======== Material for the task ========
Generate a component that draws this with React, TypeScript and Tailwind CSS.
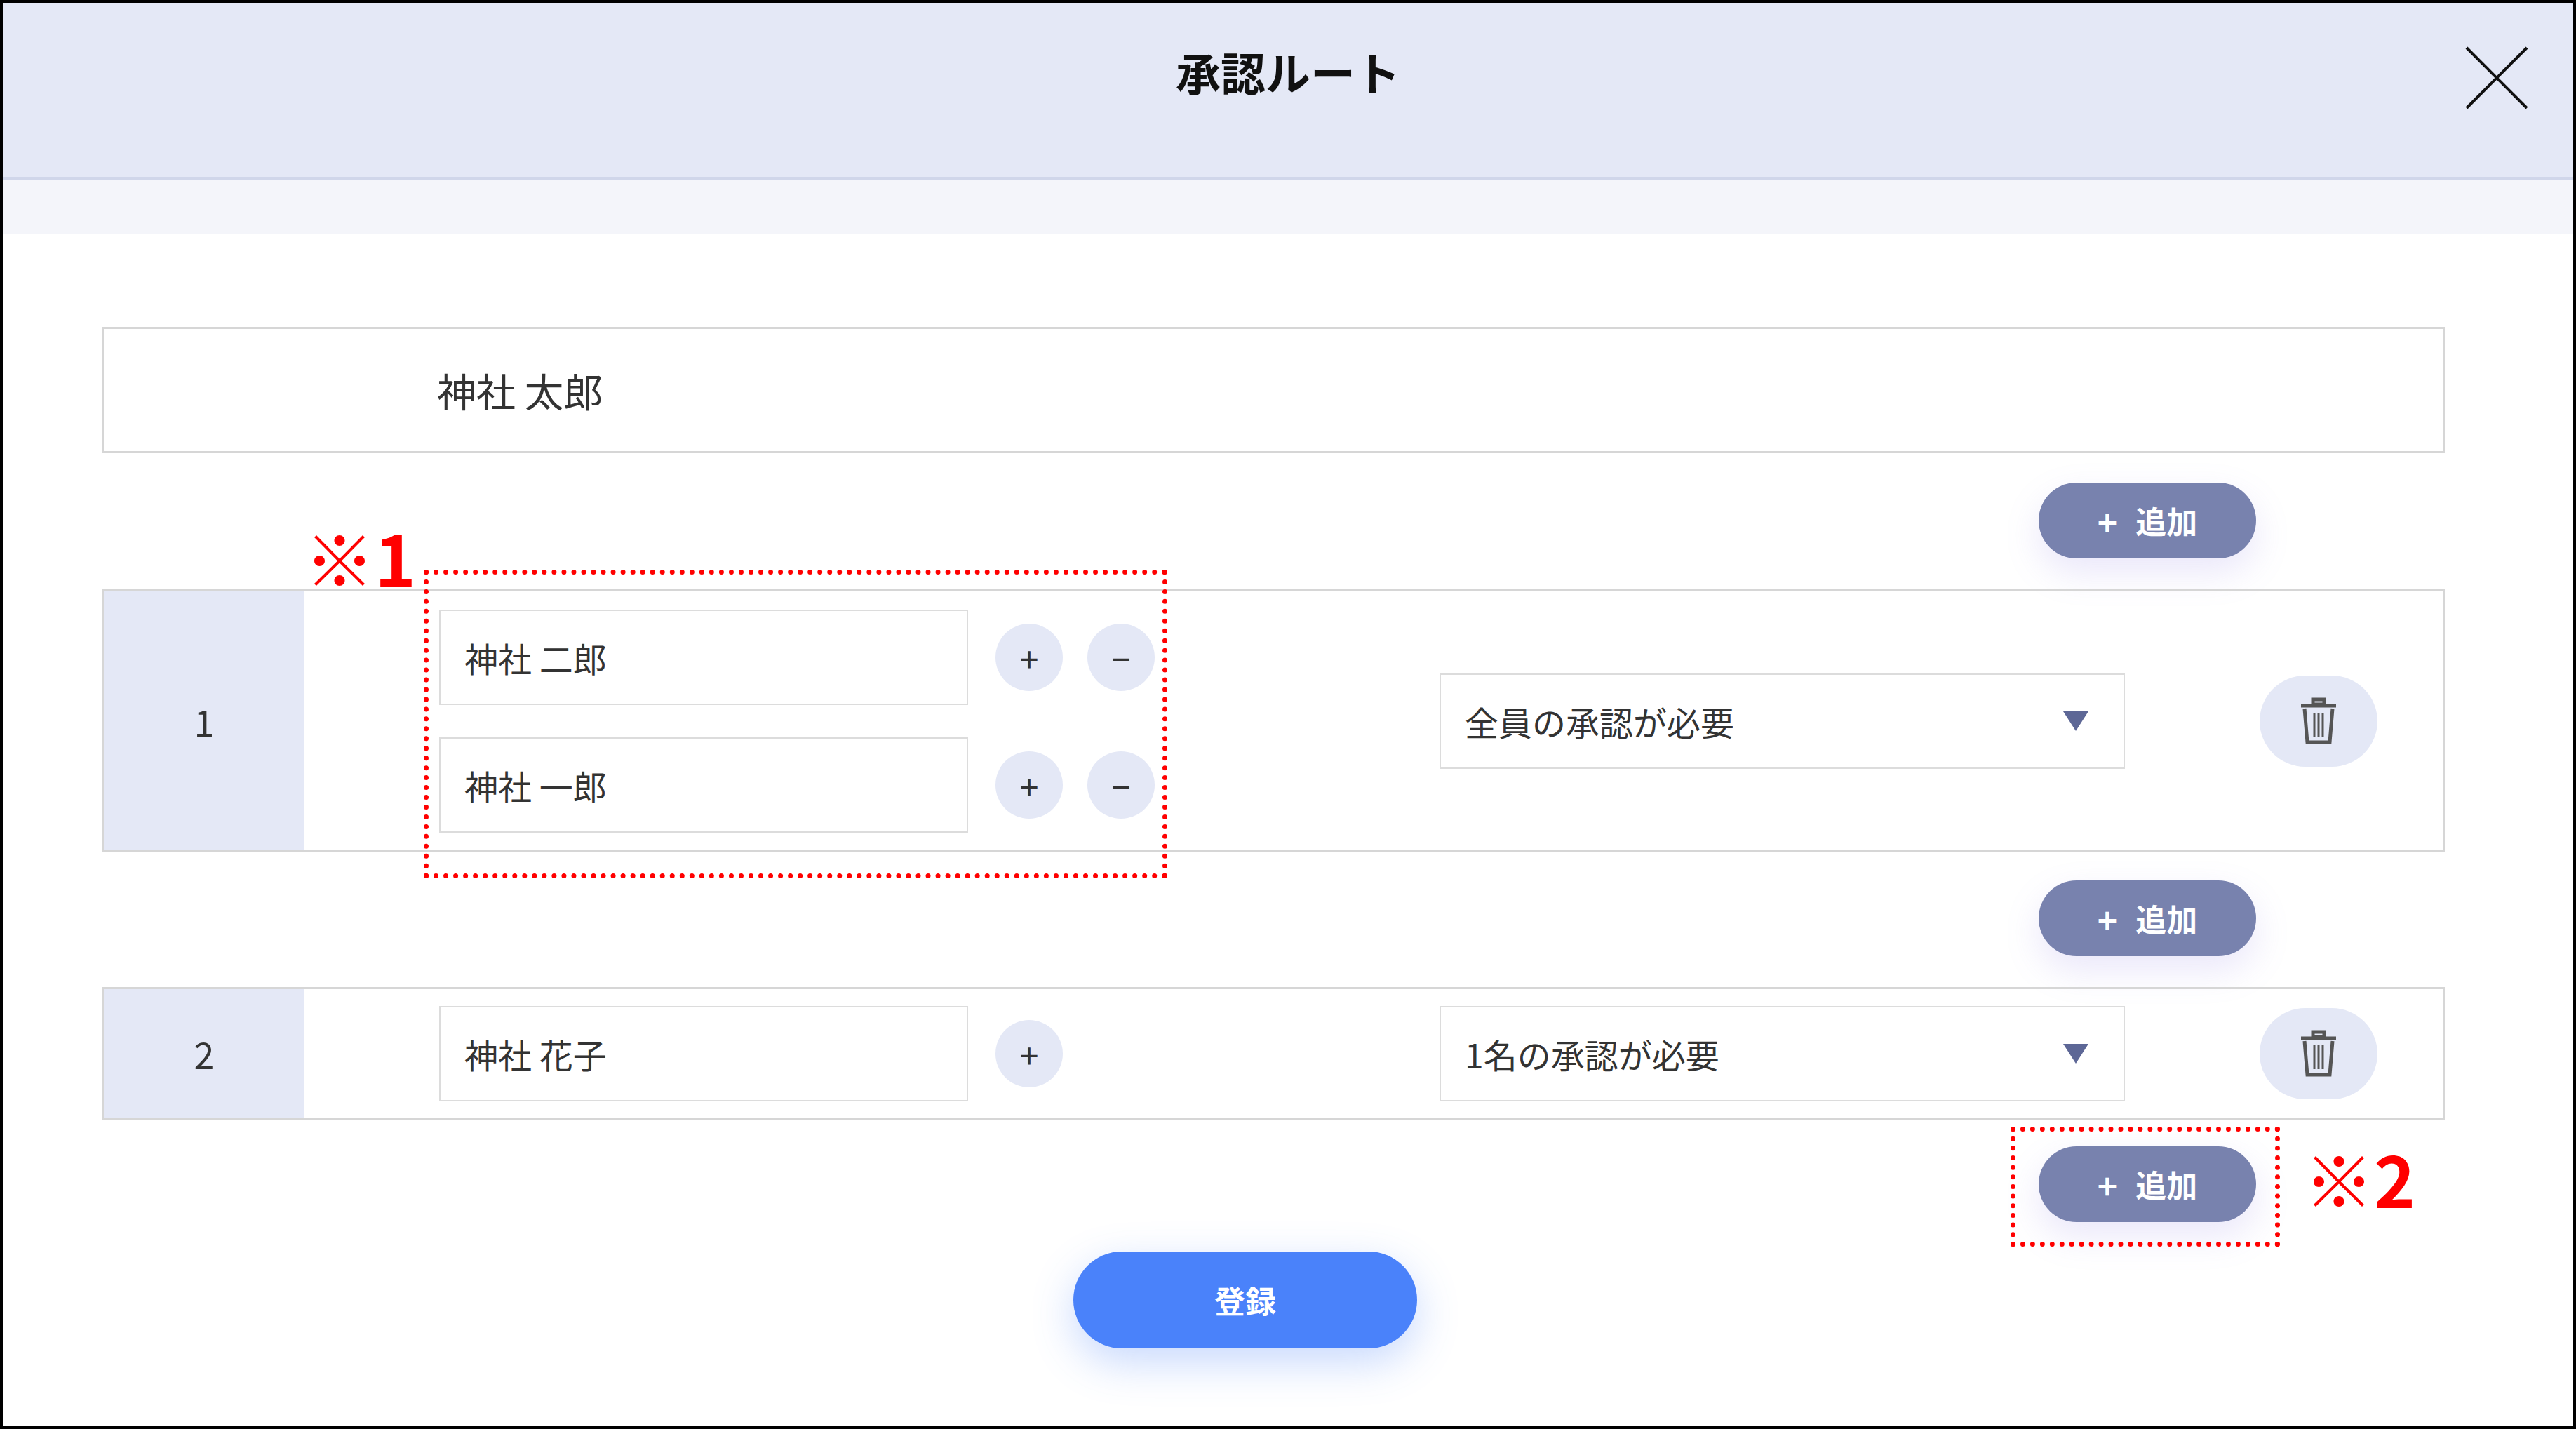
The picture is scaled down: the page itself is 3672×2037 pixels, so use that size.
========
======== Material for the task ========
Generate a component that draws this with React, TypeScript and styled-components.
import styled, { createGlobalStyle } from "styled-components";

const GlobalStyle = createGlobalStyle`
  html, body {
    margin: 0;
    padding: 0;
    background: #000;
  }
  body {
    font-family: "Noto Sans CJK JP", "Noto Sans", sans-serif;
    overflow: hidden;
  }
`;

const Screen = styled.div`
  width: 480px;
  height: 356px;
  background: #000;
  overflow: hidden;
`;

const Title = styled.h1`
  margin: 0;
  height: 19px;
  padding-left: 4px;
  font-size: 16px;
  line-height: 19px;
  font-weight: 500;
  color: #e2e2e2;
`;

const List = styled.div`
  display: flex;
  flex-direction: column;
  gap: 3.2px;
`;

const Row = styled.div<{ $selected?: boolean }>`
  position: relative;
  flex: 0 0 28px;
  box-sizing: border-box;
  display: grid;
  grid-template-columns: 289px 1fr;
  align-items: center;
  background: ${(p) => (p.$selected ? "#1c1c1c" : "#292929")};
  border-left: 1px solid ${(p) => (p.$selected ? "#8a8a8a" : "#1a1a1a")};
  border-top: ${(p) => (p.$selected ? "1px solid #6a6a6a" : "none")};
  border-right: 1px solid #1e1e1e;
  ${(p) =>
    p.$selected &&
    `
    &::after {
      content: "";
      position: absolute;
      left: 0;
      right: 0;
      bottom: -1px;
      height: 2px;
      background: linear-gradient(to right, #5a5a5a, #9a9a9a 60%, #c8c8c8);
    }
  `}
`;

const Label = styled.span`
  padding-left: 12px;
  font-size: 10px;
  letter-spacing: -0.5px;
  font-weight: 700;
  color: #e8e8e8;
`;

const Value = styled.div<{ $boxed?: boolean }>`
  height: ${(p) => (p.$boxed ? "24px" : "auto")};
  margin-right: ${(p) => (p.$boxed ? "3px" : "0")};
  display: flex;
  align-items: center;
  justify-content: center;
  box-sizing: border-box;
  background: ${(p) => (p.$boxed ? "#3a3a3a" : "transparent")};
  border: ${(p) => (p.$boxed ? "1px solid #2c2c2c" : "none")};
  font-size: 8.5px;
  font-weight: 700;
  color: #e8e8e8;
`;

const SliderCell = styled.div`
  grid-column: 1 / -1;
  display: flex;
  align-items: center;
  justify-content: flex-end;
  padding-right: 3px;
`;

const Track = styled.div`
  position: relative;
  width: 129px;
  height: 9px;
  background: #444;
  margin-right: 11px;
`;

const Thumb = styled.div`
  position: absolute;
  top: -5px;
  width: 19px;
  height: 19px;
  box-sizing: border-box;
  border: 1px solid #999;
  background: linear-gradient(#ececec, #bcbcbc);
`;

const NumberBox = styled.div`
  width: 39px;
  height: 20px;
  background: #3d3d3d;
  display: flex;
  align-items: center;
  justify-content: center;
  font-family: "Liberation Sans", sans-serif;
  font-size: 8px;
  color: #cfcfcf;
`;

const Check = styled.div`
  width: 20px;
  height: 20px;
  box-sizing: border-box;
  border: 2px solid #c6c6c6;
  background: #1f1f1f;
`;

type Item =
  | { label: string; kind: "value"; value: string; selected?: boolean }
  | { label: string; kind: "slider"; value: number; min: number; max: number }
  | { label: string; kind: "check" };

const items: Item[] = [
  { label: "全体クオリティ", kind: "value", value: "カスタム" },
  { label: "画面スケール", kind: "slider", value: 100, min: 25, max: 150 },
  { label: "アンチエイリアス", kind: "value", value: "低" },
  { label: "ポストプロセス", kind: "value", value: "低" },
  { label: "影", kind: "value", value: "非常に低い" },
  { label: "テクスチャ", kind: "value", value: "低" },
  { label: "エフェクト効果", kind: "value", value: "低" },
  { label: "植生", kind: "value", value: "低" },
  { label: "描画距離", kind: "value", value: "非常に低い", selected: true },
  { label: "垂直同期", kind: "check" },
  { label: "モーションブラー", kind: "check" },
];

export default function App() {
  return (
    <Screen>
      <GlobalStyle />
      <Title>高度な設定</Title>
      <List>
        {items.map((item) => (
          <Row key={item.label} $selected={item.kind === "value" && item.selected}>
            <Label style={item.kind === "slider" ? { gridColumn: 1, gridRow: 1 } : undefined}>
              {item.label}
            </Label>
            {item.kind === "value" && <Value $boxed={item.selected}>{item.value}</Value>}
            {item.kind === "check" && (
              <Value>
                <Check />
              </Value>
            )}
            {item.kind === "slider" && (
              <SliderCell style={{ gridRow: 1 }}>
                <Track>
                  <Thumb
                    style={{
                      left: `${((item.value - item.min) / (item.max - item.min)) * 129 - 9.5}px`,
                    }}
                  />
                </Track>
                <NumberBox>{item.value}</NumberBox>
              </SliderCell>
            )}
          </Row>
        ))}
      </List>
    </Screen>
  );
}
========
Objective –
How many lines in the records hold the string "React"? Reply with the number alone.

Correct answer –
2